Il nostro Paese ha in comune con le altre economie mature avanzate la sfida di assicurare una buona qualità della vita alle persone che, grazie alla longevità, arrivano in età anziana (con adeguate pensioni, possibilità di cura e assistenza). Ha meno condizioni per riuscirci per la riduzione continua della consistenza delle nuove generazioni. Come conseguenza di tale processo l’Italia sta subendo un crollo del tutto inedito e maggiore rispetto alle altre economie mature avanzate della fascia giovane-adulta. Va così a ridursi la capacità di generare ricchezza, finanziare e far funzionare il sistema di welfare in generale, esponendo ad aumento di fragilità e diseguaglianze. Inoltre, la combinazione tra bassa fecondità e riduzione della popolazione nell’età in cui si forma una famiglia, rischia di portare ad una sorta di reazione a catena generazionale: meno genitori e via via ancor meno figli e genitori futuri (è la cosiddetta “trappola demografica”).  Una parte sempre più ampia del territorio italiano, in particolare e aree interne e montane, si trova già oggi in forte sofferenza come conseguenza degli squilibri prodotti dal debole rinnovo generazionale, con difficoltà a garantire servizi di base.

E’ possibile invertire la tendenza? E come?

E’ bene essere consapevoli che per la situazione in cui l’Italia si trova (come combinazione di persistente bassa fecondità e struttura demografica sbilanciata a sfavore delle nuove generazioni) la possibilità di dare impulso a una solida fase di inversione di tendenza si può ottenere solo allineandosi alle migliori esperienze europee. Le esperienze europee ci dicono che l’aiuto economico è la leva più efficace come effetto di breve periodo per risollevare le nascite, perché consente di sbloccare – tanto più dopo una crisi e in condizioni di incertezza – una scelta lasciata in sospeso e continuamente rinviata. Ma affinché a tale impulso si agganci un effettivo processo di inversione di tendenza serve un processo di solido miglioramento di servizi e strumenti a favore delle famiglie e a sostegno delle scelte genitoriali, con monitoraggio e valutazione continua dell’efficacia rispetto ai risultati attesi. L’investimento tramite il PNRR sui nidi è cruciale in questo senso.

Le politiche che si stanno mettendo in campo possono avere qualche risultato?

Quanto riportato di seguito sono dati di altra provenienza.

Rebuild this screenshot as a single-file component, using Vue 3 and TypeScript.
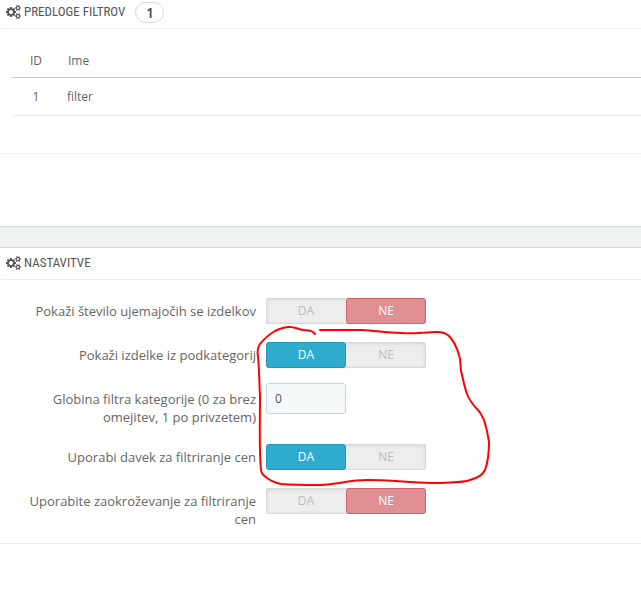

La manovra prevede circa un miliardo di euro per misure a favore delle famiglie e della natalità. Non è poco se l’idea è quella di dare un segnale positivo, non è abbastanza se l’obiettivo è sostenere un solido processo di ripresa delle nascite. Riguardo al merito delle misure, c’è una attenzione alle famiglie numerose e a favorire l’arrivo del secondo figlio, ma andrebbe rafforzata ancor più l’autonomia dei giovani e la possibilità di formare una propria famiglia e a non rinviare continuamente il primo figlio. C’è la preoccupazione di favorire la conciliazione tra lavoro e famiglia, ma rimane debole la condivisione di coppia nella cura dei figli e del carico familiare che richiederebbe un rafforzamento dei congedi dedicati specificamente ai padri con copertura intera dello stipendio.

Quale può essere il ruolo degli immigrati?

Per ridurre gli squilibri accentuati verso cui va incontro il nostro paese non basta l’aumento della natalità. L’effetto positivo di un aumento delle nascite in termini di ingressi sul mercato del lavoro si vedrà, infatti, solo tra vent’anni. Nel frattempo servono consistenti flussi migratori in grado di contenere nell’immediato la riduzione della forza lavoro potenziale e contribuire al rialzo stesso delle nascite. In definitiva, se l’obiettivo è favorire la realizzazione della scelta di avere figli e una ripresa delle nascite, le politiche familiari devono essere strutturali e realizzate in modo sinergico con le politiche generazionali, di genere e migratorie.